Alfred Hitchcock is widely regarded as one of the greatest, if not the greatest director of all time. In a career that spans over 40 years he is synonymous with creating some of the most iconic films ever, from Vertigo to Rear Window. But in 1959, he was having trouble finding his next film project. Hitchcock needed something new, something exciting because he had a lot to live up to. The film 'Hitchcock' explores this period, when he was going through some tough times while making his most famous film, 'Psycho'. 'Hitchcock' is part of the current wave of films that are based around the production of real films, a subject I find fascinating, but is it any good?

The film follows Hitch ("hold the cock") as he finds a book called 'Psycho' and adapts it from page to screen with little support from the studio but plenty from his wife and long time collaborator, Alma, one of Hollywoods unsung heroes. Hitch himself had said that if Alma hadn't agreed to marry him, then he wouldn't be remembered today. It's this relationship that is explored most in the film, the stress and strains the couple are put under as they mortgage their house to make 'Psycho'. Further complications arise when Alma attempts to work away from Hitch on a script with a man named Whit, who I'm pretty sure is a fictional character created for the film in order to add a little more drama.

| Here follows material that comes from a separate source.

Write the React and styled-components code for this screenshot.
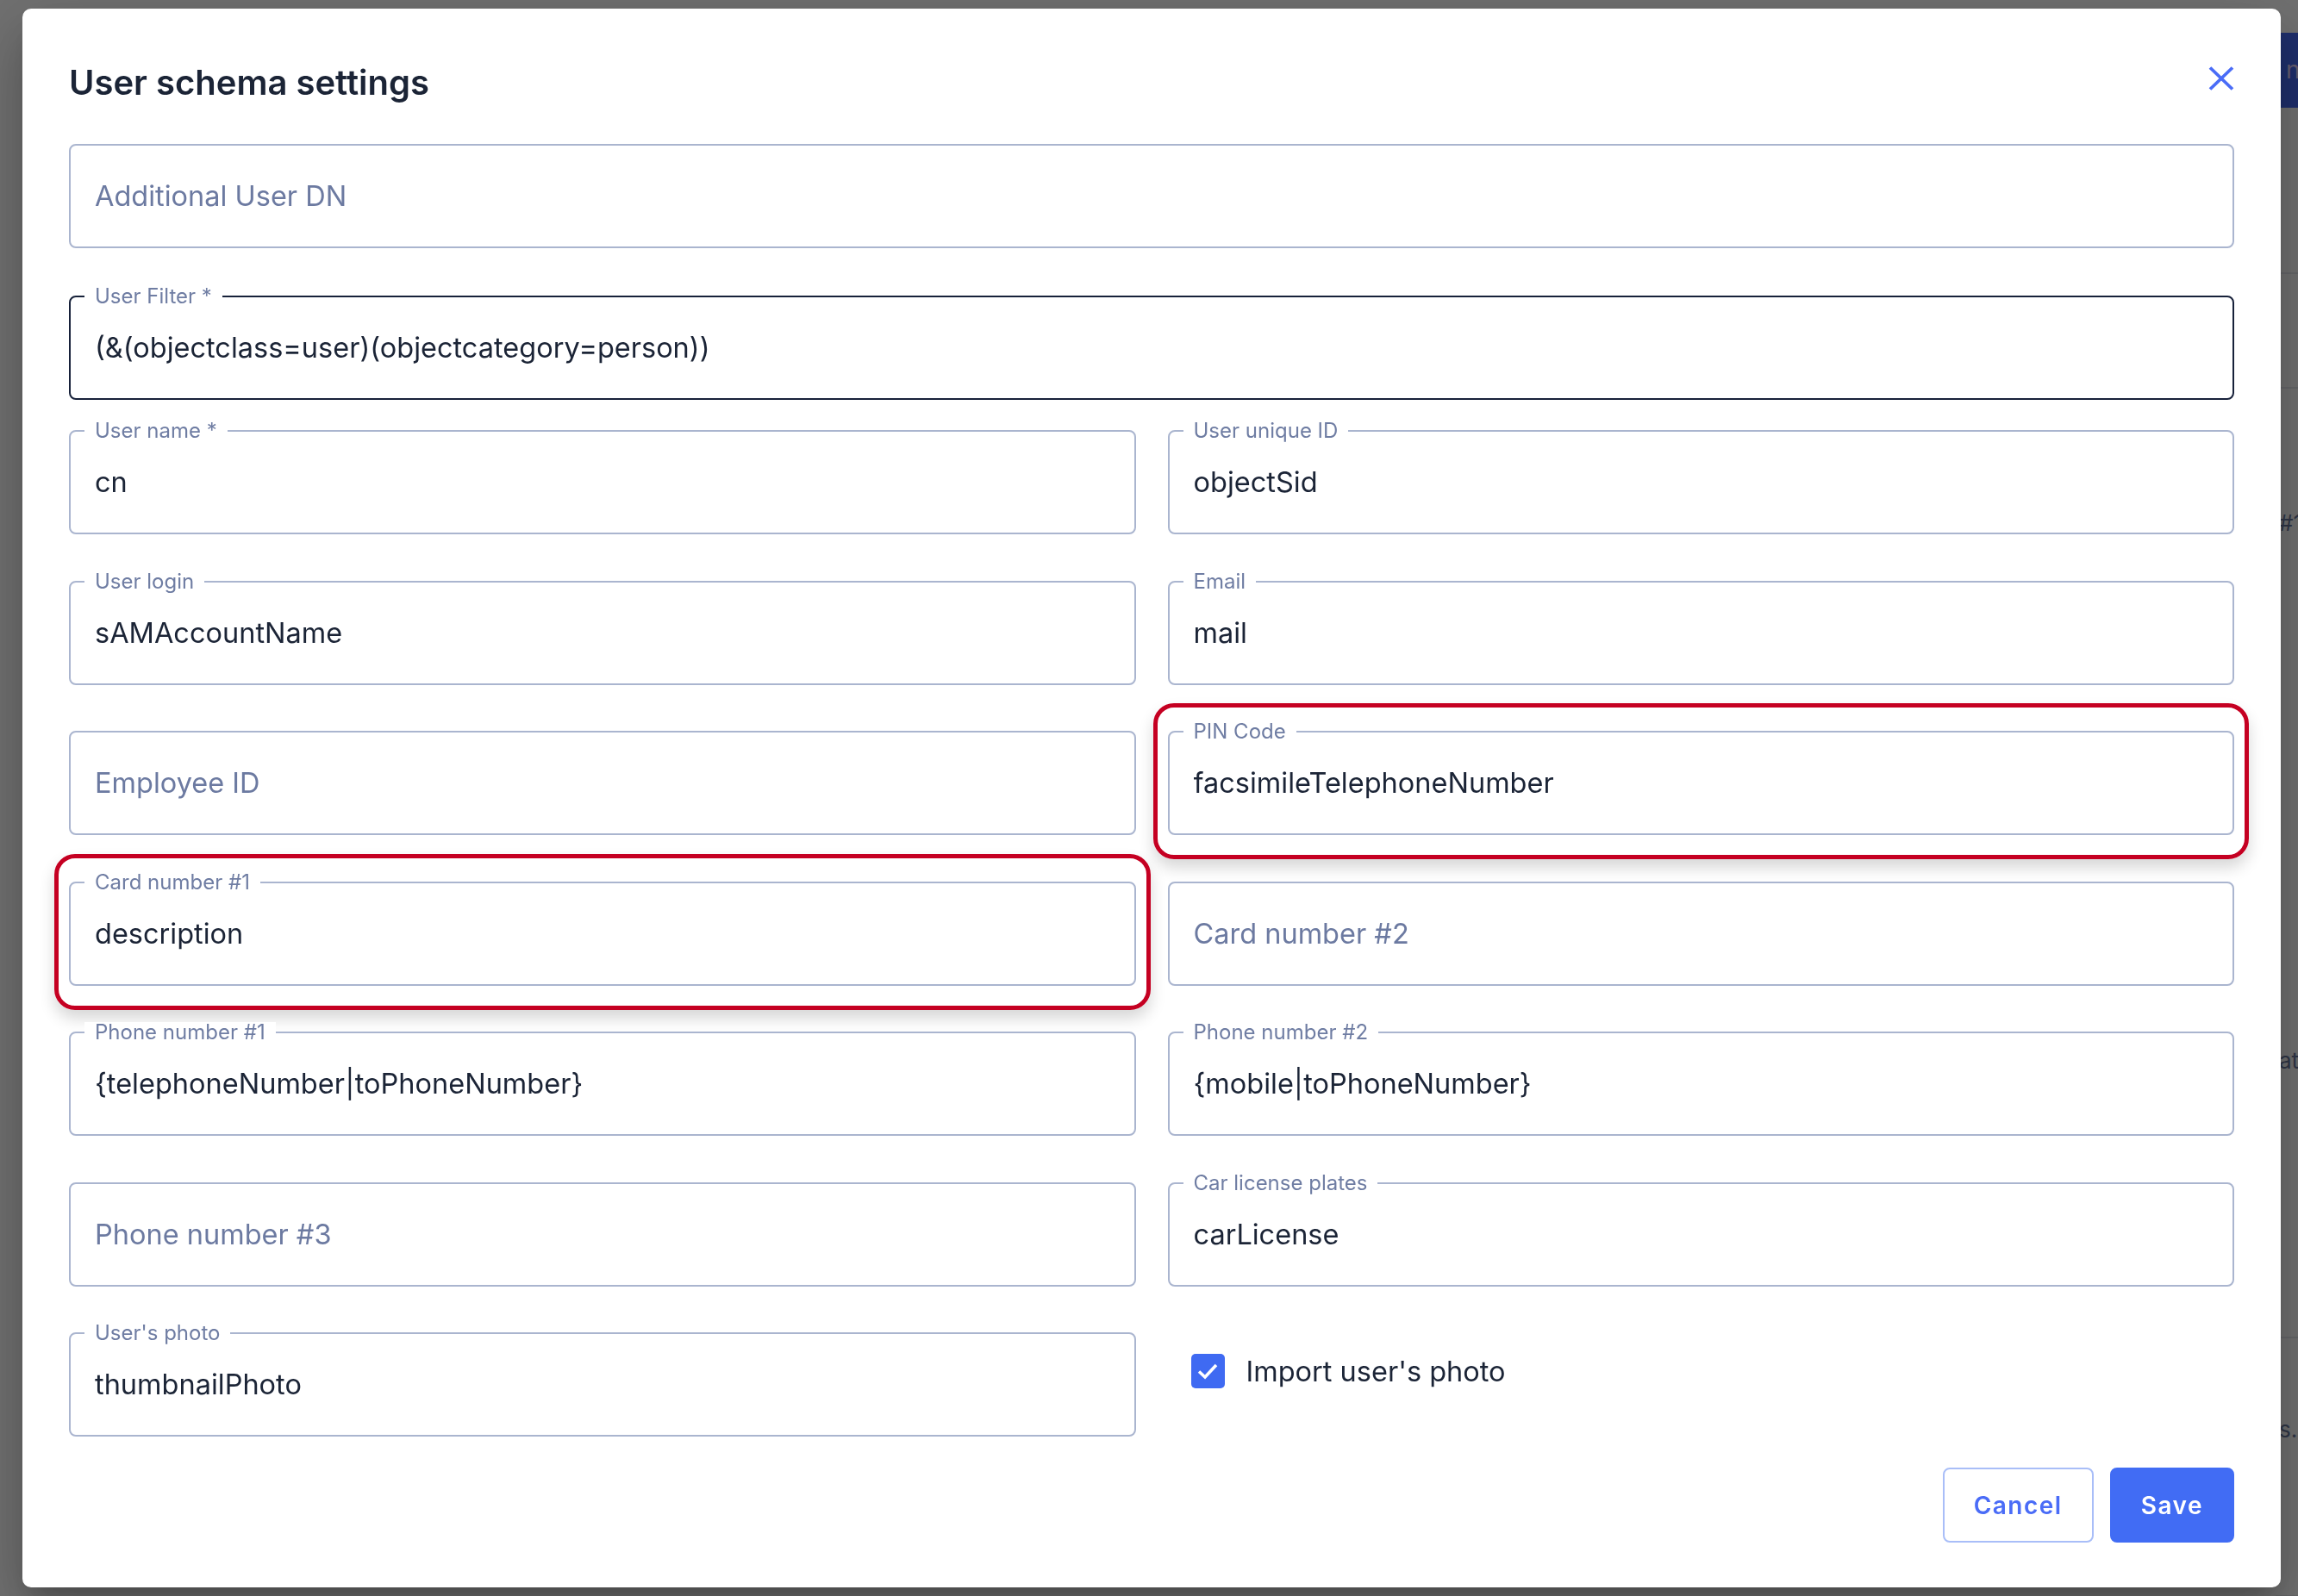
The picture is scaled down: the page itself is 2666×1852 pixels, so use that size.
import React from 'react';
import styled, { createGlobalStyle } from 'styled-components';

const GlobalStyle = createGlobalStyle`
  html, body {
    margin: 0;
    padding: 0;
  }
  body {
    font-family: Inter, Roboto, "Noto Sans", "Liberation Sans", sans-serif;
    background: #ffffff;
    overflow: hidden;
  }
  * {
    box-sizing: border-box;
  }
`;

/* page that sits under the dialog, only a sliver of it shows */
const Page = styled.div`
  width: 100vw;
  height: 100vh;
  overflow: hidden;
  background: #ffffff;
  display: grid;
  grid-template-columns: 2640px 1fr;
`;

const Rail = styled.div`
  display: flex;
  flex-direction: column;
  padding-top: 38px;
`;

const RailButton = styled.div`
  height: 87px;
  background: #4469f5;
  color: #e5d2ff;
  font-size: 28px;
  line-height: 87px;
  padding-left: 12px;
`;

const RailRow = styled.div`
  height: ${(p) => p.$h}px;
  border-bottom: 2px solid ${(p) => (p.$noLine ? 'transparent' : '#e6e8ee')};
  font-size: 26px;
  color: #6b7aa1;
  padding-top: ${(p) => p.$pad || 0}px;
  padding-left: 4px;
  white-space: nowrap;
`;

const Backdrop = styled.div`
  position: fixed;
  inset: 0;
  background: rgba(0, 0, 0, 0.56);
`;

const Dialog = styled.div`
  position: fixed;
  left: 26px;
  top: 10px;
  width: 2620px;
  height: 1832px;
  background: #ffffff;
  border-radius: 10px;
  padding: 64px 54px 52px;
  display: flex;
  flex-direction: column;
  box-shadow: 0 19px 26px -12px rgba(0, 0, 0, 0.2),
    0 41px 65px 5px rgba(0, 0, 0, 0.14), 0 15px 78px 14px rgba(0, 0, 0, 0.12);
`;

const Header = styled.div`
  display: flex;
  justify-content: space-between;
  align-items: flex-start;
`;

const Title = styled.h2`
  margin: 0;
  font-size: 40px;
  line-height: 43px;
  font-weight: 600;
  color: #1b2436;
`;

const CloseButton = styled.button`
  margin: 3px 0 0;
  padding: 0;
  border: none;
  background: none;
  width: 30px;
  height: 28px;
  color: #4a6cf7;
  cursor: pointer;
  display: flex;
`;

const Form = styled.div`
  display: flex;
  flex-direction: column;
  margin-top: 50px;
`;

const FullRow = styled.div`
  margin-top: ${(p) => p.$offset || 0}px;
`;

const Grid = styled.div`
  display: grid;
  grid-template-columns: 1fr 1fr;
  column-gap: 37px;
  row-gap: 53.5px;
  margin-top: 35px;
`;

const FieldBox = styled.div`
  position: relative;
  height: 121px;
  border: 2px solid ${(p) => (p.$focused ? '#17213a' : '#aab5cf')};
  border-radius: 8px;
  display: flex;
  align-items: center;
  padding: 0 28px;
`;

const Label = styled.span`
  position: absolute;
  left: 16px;
  top: -13px;
  padding: 0 12px;
  background: #ffffff;
  font-size: 24px;
  line-height: 24px;
  color: #6f7da3;
  white-space: nowrap;
`;

const Input = styled.input`
  width: 100%;
  border: none;
  outline: none;
  background: transparent;
  padding: 0;
  font-family: inherit;
  font-size: 32.5px;
  color: #1b2436;
  &::placeholder {
    color: #6c7aa1;
    opacity: 1;
  }
`;

const Highlight = styled.span`
  position: absolute;
  top: -34px;
  bottom: -30px;
  left: -19px;
  right: -19px;
  border: 5px solid #c50022;
  border-radius: 24px;
  box-shadow: 0 10px 18px rgba(0, 0, 0, 0.16);
  pointer-events: none;
`;

const CheckRow = styled.label`
  display: flex;
  align-items: center;
  gap: 25px;
  padding: 25px 0 0 27px;
  align-self: start;
  font-size: 32.5px;
  color: #1b2436;
  cursor: pointer;
`;

const CheckBox = styled.span`
  width: 39px;
  height: 40px;
  border-radius: 5px;
  background: #3f6af2;
  display: flex;
  align-items: center;
  justify-content: center;
`;

const Footer = styled.div`
  display: flex;
  justify-content: flex-end;
  gap: 19px;
  margin-top: 36px;
`;

const Button = styled.button`
  height: 87px;
  padding: 0 34px;
  border-radius: 8px;
  font-family: inherit;
  font-size: 28px;
  font-weight: 600;
  letter-spacing: 1.5px;
  cursor: pointer;
  border: 2px solid ${(p) => (p.$primary ? '#416cf4' : '#a9bef8')};
  background: ${(p) => (p.$primary ? '#416cf4' : '#ffffff')};
  color: ${(p) => (p.$primary ? '#ffffff' : '#4a6cf7')};
`;

function Field({ label, value, placeholder, focused, highlighted }) {
  return (
    <FieldBox $focused={focused}>
      {label && <Label>{label}</Label>}
      <Input readOnly value={value || ''} placeholder={placeholder} />
      {highlighted && <Highlight />}
    </FieldBox>
  );
}

export default function App() {
  return (
    <>
      <GlobalStyle />
      <Page>
        <div />
        <Rail>
          <RailButton>n</RailButton>
          <RailRow $h={193} />
          <RailRow $h={133} />
          <RailRow $h={449} $pad={140} $noLine>
            #1
          </RailRow>
          <RailRow $h={653} $pad={315}>
            at
          </RailRow>
          <RailRow $h={300} $pad={90}>
            s.
          </RailRow>
        </Rail>
      </Page>
      <Backdrop />
      <Dialog>
        <Header>
          <Title>User schema settings</Title>
          <CloseButton aria-label="Close">
            <svg width="30" height="28" viewBox="0 0 30 28">
              <path
                d="M2 1.5 L28 26.5 M28 1.5 L2 26.5"
                stroke="currentColor"
                strokeWidth="3.8"
                fill="none"
              />
            </svg>
          </CloseButton>
        </Header>
        <Form>
          <FullRow>
            <Field placeholder="Additional User DN" />
          </FullRow>
          <FullRow $offset={55}>
            <Field
              label="User Filter *"
              value="(&(objectclass=user)(objectcategory=person))"
              focused
            />
          </FullRow>
          <Grid>
            <Field label="User name *" value="cn" />
            <Field label="User unique ID" value="objectSid" />
            <Field label="User login" value="sAMAccountName" />
            <Field label="Email" value="mail" />
            <Field placeholder="Employee ID" />
            <Field label="PIN Code" value="facsimileTelephoneNumber" highlighted />
            <Field label="Card number #1" value="description" highlighted />
            <Field placeholder="Card number #2" />
            <Field label="Phone number #1" value="{telephoneNumber|toPhoneNumber}" />
            <Field label="Phone number #2" value="{mobile|toPhoneNumber}" />
            <Field placeholder="Phone number #3" />
            <Field label="Car license plates" value="carLicense" />
            <Field label="User's photo" value="thumbnailPhoto" />
            <CheckRow>
              <CheckBox>
                <svg width="26" height="22" viewBox="0 0 26 22">
                  <path
                    d="M3 11.5 L10 18 L23 4"
                    stroke="#ffffff"
                    strokeWidth="3.6"
                    fill="none"
                  />
                </svg>
              </CheckBox>
              Import user's photo
            </CheckRow>
          </Grid>
        </Form>
        <Footer>
          <Button>Cancel</Button>
          <Button $primary>Save</Button>
        </Footer>
      </Dialog>
    </>
  );
}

Anthony Hopkins makes a wonderful Hitch, disappearing beneath his amazing make up to bring the man back to life by capturing his dark charm and humour. But it's Helen Mirren's Alma who steals the film as his devoted wife, who tirelessly helps with the writing, editing and even directing when the man himself was too ill to work, all uncredited of course. Mirren shines in a subtle performance that deserves all the recognition it's receiving. The supporting cast are also very good, from the creepily spot on James D'Arcy as Anthony Perkins to the surprising Jessica Biel, but it's Scarlet Johannson who impressed me the most with her brilliant performance as Janet Leigh. While Toni Collette was good, I felt she was underused for such a wonderful actress.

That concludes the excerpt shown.